By Ms. Linda K Loebach (AMC)November 1, 2012
Rock Island Arsenal, Ill.--Excessive shipments of training ammunition between 78 Ammunition Supply Points across the U.S. spurred Ryan Senkbile, a logistics management specialist at the Joint Munitions Command headquarters, Rock Island Arsenal, to find a solution to the problem. Senkbile tackled the issue via a green belt Lean Six Sigma project.
The goal of the project was to reduce the number of shipments by reducing the quantity of excess ammunition at the ASPs.
JMC ships millions of rounds of training ammo every year to ASPs, which in turn supply the ammo for military training at bases in their regions. Any excess ammo is stored at, or is shipped between ASPs depending on current need.
Senkbile's team included several JMC subject matter experts. Also, Senkbile included employees from Fort Benning and Fort Riley, who looked at the issue from the other side of the fence to add another perspective in the pursuit of a solution.

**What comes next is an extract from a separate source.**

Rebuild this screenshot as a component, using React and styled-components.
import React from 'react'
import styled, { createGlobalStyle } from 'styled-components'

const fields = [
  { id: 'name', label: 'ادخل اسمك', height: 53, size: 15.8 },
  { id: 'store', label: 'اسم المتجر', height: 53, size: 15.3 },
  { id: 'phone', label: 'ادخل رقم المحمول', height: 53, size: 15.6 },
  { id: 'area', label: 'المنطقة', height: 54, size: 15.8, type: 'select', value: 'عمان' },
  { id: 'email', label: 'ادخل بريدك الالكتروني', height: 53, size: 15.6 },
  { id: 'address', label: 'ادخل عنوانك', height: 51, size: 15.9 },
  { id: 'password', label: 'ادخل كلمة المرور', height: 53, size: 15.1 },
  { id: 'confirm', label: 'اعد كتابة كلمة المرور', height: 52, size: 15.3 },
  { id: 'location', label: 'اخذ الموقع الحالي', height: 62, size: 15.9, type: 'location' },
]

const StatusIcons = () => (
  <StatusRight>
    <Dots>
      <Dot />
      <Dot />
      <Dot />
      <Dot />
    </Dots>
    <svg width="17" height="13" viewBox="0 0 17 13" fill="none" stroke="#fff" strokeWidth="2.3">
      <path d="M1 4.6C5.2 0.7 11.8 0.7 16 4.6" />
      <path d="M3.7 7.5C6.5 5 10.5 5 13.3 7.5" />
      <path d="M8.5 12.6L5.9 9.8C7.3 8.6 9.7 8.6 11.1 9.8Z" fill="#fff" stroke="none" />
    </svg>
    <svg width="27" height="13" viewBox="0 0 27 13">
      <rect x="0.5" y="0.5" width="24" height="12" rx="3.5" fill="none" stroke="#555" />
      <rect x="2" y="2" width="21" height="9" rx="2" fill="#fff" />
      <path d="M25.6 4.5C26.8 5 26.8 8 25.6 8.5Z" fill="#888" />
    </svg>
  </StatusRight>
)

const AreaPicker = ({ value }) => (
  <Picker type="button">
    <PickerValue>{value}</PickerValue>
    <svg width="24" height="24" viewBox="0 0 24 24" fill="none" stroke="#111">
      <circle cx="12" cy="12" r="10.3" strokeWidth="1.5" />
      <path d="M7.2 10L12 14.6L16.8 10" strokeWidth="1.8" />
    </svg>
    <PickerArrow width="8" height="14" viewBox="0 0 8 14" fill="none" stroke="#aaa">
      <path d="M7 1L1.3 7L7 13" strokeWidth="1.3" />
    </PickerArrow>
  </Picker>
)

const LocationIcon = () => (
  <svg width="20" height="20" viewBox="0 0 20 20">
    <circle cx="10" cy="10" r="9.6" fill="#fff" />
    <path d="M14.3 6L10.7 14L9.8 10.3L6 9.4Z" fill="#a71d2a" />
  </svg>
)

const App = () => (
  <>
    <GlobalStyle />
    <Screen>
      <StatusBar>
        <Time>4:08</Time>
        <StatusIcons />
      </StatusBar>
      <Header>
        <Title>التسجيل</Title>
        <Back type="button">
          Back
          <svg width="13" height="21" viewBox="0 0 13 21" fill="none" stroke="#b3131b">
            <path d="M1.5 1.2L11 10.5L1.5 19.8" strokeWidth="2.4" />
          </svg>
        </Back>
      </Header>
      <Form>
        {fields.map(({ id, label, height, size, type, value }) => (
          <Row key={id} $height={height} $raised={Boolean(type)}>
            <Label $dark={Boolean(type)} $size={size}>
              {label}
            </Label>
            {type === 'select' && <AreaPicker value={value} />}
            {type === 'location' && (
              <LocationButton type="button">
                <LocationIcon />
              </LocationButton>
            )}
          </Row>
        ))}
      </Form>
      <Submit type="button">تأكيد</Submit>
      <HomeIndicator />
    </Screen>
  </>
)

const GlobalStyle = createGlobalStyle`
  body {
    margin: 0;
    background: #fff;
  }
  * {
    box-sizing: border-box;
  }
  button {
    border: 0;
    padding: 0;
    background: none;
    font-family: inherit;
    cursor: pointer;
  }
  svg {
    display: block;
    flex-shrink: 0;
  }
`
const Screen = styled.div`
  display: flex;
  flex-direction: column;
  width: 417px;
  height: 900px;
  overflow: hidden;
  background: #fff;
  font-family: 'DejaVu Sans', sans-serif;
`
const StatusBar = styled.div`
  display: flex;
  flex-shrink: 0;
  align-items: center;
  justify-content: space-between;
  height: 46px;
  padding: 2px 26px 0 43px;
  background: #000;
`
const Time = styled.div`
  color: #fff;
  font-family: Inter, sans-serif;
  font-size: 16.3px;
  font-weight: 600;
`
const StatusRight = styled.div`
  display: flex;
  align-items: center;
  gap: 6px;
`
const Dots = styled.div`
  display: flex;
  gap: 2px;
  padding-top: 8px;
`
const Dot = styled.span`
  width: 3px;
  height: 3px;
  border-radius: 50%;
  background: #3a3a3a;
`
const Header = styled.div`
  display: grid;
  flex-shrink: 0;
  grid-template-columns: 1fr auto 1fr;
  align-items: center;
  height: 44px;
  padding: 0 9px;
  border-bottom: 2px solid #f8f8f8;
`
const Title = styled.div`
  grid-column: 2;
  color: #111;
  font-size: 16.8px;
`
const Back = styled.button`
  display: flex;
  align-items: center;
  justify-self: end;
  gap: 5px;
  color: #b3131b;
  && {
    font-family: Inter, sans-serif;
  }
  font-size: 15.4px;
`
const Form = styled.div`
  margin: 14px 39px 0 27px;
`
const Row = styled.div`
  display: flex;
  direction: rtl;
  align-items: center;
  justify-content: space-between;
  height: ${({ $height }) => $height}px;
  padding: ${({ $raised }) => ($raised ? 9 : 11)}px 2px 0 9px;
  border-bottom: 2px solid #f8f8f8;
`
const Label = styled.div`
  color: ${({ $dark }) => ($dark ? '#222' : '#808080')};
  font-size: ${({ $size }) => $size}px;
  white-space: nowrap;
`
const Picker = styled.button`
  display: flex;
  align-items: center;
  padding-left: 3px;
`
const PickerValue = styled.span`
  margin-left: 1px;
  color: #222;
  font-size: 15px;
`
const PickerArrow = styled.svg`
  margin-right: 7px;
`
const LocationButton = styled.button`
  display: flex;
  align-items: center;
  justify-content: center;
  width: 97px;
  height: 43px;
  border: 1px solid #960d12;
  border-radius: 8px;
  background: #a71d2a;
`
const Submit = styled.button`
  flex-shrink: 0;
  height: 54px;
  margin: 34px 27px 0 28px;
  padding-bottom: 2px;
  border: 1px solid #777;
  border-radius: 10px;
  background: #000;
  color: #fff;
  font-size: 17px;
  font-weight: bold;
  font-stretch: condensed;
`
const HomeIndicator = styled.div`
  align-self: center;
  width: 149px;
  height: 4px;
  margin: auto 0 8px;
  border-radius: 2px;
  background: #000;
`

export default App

"Inclusion of team members at the ASP and installation level was paramount since the workload that is generated is executed at their level. It also helped to get their perspective on the cause of the excess and their input helped in determining a final solution," said Senkbile.
Senkbile and his teammates looked at shipment data for the past five years, by type of ammunition, by month and by location. They used the National Level Ammunition Capability resupply tool, used world-wide. The team added programming specific to their unique use which analyzes the forecasted amount of ammunition needed against the amount expended.

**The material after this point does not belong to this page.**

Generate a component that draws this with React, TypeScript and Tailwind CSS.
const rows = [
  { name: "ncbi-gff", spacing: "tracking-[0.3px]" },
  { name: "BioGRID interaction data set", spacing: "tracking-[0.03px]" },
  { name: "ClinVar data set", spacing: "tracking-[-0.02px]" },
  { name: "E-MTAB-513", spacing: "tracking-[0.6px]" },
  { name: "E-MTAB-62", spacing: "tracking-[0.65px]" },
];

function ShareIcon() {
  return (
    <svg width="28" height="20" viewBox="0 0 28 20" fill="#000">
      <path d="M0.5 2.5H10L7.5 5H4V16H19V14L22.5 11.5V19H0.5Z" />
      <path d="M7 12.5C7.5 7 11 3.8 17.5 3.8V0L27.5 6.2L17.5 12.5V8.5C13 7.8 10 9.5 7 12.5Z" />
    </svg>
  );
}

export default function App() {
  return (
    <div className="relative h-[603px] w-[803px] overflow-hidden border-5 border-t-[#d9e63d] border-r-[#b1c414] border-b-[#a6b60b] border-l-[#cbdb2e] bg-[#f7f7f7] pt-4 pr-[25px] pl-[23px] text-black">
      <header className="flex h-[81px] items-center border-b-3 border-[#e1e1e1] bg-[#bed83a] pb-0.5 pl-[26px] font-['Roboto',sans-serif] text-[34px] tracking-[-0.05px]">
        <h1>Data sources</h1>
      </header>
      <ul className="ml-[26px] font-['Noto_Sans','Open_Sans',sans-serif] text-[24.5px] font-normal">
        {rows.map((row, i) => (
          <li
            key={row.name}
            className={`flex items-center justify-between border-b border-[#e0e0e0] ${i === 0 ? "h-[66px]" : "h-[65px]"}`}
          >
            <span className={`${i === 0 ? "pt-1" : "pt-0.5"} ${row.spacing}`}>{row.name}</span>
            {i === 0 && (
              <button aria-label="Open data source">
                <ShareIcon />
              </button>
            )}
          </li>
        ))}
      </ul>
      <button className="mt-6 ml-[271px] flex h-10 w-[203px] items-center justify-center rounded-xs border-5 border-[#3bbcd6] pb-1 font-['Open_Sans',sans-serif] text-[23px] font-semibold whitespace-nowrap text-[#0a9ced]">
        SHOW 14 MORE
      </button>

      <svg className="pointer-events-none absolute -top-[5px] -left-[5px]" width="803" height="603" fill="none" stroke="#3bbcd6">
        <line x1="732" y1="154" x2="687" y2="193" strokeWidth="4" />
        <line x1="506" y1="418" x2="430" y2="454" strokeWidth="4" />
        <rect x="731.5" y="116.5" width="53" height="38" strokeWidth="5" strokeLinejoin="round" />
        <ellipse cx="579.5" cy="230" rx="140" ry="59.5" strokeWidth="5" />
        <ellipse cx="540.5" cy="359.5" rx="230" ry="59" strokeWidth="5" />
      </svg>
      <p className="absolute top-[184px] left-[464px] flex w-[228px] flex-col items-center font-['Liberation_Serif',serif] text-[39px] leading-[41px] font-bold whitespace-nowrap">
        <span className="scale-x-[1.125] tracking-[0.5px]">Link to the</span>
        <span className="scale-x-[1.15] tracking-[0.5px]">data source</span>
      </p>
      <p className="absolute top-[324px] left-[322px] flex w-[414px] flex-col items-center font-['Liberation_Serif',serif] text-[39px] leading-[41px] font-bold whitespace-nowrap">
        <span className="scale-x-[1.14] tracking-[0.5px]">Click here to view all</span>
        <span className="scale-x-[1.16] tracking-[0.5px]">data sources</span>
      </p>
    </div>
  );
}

In other words, the NLAC looks at the amount of ammunition the ASPs are asking for depending on what trainers in their regions request, and the amount that has been left over from previous requests and is in storage.
"We initially expected a lot of pushback from the ASPs, but we found their thoughts were 'the less extra ammo we have to store and manage, the better off we are,'" said Senkbile.
"And, if an ASP has an unexpected need for ammo, we can fill their request within a week," he added.
The outcome of the project will result in a reduction of the quantity of excess ammunition stored at ASPs, while still providing them with an adequate supply of training ammo. It will then reduce the number and size of shipments of ammo to and between ASPs.
"We hope to see the impact of the project within the next six months," said Senkbile.
The result of Senkbile's green belt project is expected to save JMC hundreds of thousands of dollars a year.
From its headquarters at the Rock Island Arsenal, JMC operates a nationwide network of conventional ammunition manufacturing plants and storage depots, and provides on-site ammunition experts to U.S. combat units wherever they are stationed or deployed. JMC's customers are U.S. forces of all military services, other U.S. government agencies and allied nations.